(Exercise aim):
Identify the lines containing the word "that". Copy each one.

(Source records):
--------------------

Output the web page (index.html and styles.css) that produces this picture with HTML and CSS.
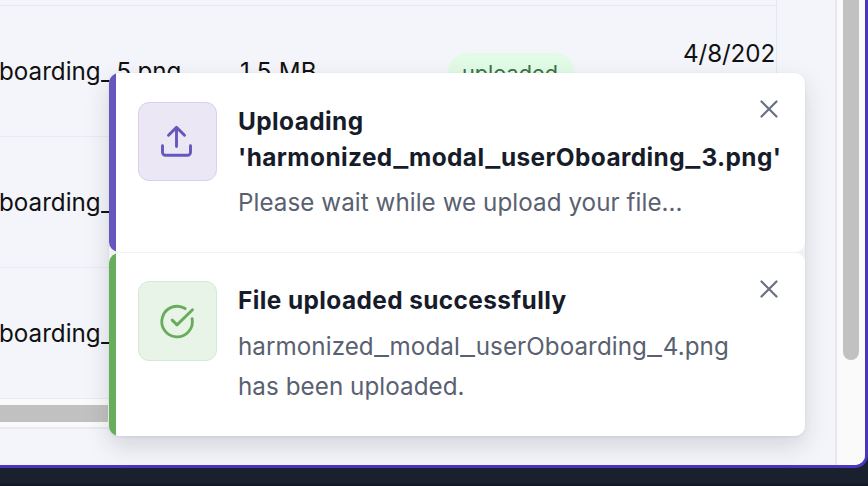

--------------------

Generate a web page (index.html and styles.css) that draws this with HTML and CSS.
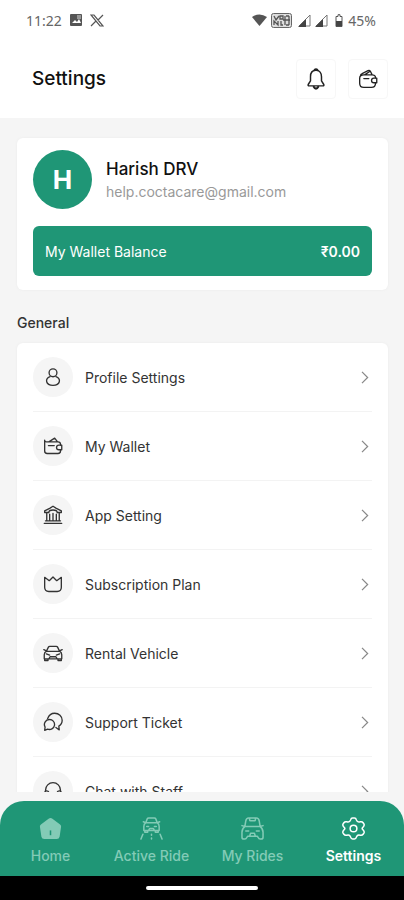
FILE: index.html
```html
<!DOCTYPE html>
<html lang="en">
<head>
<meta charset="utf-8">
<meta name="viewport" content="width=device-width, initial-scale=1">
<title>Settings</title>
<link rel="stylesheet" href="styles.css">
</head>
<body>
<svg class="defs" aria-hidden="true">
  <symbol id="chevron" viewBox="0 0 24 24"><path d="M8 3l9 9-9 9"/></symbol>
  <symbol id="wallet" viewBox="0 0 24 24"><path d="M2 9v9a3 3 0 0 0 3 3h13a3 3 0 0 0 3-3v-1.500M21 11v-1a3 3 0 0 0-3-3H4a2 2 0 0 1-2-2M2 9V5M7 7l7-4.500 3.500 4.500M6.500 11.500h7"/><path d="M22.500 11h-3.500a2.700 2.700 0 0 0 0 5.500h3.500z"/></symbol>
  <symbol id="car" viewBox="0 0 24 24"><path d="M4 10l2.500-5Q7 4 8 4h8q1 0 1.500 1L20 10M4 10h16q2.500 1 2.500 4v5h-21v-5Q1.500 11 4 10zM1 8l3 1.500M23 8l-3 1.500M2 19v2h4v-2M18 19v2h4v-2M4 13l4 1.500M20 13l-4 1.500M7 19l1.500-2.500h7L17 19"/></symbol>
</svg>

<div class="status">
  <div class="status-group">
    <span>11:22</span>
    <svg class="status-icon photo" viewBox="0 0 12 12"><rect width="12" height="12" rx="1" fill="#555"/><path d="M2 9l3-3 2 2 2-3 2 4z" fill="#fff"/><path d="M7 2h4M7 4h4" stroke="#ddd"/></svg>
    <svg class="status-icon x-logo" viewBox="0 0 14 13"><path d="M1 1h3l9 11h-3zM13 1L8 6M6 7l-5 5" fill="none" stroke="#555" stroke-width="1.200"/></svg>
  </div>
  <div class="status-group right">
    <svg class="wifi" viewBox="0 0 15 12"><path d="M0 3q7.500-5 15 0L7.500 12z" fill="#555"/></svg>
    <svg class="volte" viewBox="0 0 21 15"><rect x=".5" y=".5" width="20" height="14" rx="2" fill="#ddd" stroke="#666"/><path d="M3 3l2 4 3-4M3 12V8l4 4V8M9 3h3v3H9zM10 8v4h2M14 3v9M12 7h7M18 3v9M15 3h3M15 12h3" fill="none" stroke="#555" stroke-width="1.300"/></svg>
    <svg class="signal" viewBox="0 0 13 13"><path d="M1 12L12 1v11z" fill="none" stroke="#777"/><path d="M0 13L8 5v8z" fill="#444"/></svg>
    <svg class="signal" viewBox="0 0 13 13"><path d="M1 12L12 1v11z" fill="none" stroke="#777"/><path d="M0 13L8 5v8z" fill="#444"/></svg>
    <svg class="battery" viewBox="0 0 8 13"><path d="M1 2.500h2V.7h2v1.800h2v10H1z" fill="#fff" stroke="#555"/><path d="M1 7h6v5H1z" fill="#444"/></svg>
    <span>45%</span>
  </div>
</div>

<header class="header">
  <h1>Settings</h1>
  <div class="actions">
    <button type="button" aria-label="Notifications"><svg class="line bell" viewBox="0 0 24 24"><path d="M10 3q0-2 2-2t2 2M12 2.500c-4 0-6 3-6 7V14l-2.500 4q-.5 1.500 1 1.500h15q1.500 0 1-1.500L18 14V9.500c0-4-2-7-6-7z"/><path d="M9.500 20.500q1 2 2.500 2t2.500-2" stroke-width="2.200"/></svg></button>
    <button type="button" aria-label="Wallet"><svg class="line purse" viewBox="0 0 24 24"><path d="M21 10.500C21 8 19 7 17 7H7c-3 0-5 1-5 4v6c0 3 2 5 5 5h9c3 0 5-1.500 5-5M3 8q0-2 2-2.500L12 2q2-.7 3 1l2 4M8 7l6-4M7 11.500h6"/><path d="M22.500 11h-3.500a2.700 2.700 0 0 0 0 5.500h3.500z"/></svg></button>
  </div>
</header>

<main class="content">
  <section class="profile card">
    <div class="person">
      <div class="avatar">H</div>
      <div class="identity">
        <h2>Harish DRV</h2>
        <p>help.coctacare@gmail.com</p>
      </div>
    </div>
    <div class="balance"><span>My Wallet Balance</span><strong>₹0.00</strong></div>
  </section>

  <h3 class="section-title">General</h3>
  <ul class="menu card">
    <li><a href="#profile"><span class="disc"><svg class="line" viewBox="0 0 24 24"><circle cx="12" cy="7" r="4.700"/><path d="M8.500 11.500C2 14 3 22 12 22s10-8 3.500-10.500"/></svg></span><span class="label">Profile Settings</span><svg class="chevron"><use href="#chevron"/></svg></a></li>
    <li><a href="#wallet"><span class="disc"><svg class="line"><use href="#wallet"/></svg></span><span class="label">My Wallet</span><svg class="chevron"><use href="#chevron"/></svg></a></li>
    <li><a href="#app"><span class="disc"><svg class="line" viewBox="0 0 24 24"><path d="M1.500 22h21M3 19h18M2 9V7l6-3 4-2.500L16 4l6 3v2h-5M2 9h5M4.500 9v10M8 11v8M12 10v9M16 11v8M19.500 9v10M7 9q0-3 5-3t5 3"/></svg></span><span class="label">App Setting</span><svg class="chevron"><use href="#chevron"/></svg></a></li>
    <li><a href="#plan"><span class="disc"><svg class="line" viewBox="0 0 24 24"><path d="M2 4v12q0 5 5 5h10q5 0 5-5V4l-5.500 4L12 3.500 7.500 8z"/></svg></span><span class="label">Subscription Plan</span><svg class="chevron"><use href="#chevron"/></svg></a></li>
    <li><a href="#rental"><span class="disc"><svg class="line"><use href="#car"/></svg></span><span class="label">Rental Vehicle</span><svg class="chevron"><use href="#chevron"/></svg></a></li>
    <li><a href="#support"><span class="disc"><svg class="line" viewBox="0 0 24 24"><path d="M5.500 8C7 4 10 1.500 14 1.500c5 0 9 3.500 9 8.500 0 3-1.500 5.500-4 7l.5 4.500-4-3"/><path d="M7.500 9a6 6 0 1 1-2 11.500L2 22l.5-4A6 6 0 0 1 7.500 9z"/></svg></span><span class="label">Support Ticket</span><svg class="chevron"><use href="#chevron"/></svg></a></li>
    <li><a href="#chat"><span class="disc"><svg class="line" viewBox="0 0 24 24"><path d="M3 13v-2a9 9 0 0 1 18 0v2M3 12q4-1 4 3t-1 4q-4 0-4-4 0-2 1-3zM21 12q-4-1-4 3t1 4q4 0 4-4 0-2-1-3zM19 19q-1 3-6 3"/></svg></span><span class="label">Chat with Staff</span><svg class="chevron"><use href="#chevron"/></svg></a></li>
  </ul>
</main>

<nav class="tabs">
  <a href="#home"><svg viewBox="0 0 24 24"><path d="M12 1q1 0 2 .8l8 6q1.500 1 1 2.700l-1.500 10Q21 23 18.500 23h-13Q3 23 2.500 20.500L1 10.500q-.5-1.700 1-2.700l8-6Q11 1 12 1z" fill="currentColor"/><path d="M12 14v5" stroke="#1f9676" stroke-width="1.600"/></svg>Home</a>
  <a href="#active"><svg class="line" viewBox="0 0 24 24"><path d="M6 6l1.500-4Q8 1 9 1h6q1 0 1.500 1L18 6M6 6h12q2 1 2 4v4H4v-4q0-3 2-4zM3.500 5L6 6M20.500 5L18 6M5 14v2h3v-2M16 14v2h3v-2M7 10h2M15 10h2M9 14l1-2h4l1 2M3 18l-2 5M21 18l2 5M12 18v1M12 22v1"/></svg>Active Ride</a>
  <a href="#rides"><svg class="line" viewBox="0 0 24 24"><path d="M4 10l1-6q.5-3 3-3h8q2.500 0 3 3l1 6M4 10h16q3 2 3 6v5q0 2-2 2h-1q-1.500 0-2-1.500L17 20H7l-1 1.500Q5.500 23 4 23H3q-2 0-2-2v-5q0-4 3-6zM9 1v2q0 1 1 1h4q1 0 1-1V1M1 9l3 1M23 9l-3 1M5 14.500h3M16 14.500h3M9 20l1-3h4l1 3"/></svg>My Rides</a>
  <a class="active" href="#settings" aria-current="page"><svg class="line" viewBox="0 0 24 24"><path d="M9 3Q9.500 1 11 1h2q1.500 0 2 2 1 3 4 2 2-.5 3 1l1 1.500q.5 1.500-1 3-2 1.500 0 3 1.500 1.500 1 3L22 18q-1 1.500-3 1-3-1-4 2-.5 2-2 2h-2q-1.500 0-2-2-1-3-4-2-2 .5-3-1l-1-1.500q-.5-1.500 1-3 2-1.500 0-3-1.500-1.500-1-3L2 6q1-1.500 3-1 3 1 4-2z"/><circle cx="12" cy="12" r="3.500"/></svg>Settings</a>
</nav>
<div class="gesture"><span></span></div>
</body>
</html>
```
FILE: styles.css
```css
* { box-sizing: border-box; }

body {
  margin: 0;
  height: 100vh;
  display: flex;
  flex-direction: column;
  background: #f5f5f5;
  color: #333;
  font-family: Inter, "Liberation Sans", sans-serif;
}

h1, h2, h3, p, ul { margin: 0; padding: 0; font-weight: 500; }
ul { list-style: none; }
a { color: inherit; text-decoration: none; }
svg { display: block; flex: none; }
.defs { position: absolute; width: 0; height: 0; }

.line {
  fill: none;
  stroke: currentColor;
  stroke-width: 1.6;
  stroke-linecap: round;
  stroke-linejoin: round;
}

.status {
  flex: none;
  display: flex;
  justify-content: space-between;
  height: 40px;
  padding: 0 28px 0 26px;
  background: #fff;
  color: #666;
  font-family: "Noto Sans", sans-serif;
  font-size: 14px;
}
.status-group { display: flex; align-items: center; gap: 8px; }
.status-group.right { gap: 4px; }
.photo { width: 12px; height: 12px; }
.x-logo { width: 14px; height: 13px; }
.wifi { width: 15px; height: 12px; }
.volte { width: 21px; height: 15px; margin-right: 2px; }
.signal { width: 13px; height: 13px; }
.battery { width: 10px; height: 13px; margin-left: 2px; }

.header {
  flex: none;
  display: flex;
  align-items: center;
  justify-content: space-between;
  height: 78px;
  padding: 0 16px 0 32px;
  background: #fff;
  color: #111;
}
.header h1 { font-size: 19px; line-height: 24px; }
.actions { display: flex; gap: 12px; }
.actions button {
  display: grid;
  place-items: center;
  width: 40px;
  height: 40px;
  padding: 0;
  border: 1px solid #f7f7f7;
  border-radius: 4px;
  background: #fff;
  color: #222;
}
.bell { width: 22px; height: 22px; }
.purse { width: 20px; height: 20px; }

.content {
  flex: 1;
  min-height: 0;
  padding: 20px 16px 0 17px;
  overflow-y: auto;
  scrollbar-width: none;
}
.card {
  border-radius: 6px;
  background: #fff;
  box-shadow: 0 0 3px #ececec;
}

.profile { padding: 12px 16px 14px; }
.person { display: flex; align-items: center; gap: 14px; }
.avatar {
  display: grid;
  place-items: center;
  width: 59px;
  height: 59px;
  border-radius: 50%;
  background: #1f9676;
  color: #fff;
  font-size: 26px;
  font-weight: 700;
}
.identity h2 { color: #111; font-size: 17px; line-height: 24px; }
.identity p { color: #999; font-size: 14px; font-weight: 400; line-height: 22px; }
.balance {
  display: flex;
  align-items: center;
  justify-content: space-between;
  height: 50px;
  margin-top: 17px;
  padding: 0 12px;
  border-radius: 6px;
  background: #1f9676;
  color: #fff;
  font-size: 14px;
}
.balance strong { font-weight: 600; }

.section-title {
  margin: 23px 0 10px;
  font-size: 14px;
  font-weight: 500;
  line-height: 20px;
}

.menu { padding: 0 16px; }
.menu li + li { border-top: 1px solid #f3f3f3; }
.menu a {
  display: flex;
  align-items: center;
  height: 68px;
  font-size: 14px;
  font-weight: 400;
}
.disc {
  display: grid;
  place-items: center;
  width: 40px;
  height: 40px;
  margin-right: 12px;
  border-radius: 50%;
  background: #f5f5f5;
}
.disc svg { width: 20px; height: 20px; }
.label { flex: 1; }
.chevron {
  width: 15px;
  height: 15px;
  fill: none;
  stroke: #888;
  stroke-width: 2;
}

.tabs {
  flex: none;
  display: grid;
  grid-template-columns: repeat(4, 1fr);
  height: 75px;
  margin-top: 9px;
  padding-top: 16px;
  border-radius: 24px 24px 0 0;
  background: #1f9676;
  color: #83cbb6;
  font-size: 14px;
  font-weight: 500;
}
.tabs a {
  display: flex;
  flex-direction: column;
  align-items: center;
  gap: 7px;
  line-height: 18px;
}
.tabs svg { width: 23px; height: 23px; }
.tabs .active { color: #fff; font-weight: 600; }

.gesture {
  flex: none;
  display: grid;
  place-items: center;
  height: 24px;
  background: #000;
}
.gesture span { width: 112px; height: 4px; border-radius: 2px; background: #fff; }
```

--------------------

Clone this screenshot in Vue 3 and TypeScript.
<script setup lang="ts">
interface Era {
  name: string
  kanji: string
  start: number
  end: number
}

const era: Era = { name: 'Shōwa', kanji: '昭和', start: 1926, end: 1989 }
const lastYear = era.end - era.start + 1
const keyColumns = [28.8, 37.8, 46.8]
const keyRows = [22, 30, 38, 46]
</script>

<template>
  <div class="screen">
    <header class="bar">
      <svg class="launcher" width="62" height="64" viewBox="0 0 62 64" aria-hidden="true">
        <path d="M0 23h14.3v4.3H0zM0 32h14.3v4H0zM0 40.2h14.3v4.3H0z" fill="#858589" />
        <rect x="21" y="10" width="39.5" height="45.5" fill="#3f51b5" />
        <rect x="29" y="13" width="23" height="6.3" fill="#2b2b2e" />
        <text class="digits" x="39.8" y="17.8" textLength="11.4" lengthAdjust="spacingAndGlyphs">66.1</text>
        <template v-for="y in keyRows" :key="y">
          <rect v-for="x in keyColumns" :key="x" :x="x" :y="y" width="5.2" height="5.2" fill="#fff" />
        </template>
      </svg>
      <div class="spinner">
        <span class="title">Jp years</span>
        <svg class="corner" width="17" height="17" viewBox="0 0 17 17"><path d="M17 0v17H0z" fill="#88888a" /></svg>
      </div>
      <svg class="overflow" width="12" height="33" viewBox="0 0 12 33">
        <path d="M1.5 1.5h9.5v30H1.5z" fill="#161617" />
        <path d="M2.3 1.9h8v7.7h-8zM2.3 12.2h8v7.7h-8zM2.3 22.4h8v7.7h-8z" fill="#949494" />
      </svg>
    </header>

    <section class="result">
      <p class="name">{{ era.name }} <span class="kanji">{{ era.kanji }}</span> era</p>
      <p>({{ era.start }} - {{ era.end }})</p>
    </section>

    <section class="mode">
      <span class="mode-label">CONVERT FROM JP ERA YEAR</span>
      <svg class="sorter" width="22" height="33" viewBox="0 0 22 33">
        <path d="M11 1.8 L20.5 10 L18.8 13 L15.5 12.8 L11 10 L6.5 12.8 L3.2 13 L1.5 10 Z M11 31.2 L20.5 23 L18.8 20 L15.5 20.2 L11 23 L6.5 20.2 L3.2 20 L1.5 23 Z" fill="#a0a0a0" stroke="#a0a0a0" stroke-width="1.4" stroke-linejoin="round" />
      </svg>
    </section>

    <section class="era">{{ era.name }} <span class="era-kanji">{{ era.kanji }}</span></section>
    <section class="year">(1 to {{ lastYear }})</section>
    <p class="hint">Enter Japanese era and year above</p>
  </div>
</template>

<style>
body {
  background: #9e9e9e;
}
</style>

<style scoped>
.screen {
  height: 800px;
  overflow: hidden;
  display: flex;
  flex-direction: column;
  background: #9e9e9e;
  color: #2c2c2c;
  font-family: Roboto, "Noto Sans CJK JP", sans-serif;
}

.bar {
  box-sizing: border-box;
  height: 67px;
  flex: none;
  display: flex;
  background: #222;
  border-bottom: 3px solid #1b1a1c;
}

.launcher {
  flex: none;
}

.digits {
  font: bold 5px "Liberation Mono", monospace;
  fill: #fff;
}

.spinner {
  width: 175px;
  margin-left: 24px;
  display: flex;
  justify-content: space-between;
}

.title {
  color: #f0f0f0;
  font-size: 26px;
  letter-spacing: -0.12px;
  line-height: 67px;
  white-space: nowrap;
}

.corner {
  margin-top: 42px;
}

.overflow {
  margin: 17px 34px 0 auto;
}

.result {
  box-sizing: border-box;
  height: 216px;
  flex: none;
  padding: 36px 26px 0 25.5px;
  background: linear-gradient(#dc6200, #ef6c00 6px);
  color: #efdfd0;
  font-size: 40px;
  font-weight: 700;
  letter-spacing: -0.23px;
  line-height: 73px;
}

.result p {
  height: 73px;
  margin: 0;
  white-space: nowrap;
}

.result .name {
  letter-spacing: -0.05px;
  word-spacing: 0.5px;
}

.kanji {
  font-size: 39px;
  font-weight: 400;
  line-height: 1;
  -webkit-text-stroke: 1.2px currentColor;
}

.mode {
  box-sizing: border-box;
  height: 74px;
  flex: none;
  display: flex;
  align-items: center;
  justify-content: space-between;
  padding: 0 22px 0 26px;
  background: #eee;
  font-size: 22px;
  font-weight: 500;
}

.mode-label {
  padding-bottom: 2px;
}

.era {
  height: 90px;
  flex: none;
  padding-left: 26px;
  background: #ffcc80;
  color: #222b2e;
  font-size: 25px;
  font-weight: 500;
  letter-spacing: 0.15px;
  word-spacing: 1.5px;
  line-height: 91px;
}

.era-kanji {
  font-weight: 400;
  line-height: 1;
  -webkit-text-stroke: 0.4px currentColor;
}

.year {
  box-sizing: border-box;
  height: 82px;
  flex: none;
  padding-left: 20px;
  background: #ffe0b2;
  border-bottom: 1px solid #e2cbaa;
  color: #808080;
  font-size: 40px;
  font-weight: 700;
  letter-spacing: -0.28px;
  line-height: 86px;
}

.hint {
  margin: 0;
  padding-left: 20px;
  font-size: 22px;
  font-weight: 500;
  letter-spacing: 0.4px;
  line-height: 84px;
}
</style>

--------------------

(Task answer):
Output the web page (index.html and styles.css) that produces this picture with HTML and CSS.
Generate a web page (index.html and styles.css) that draws this with HTML and CSS.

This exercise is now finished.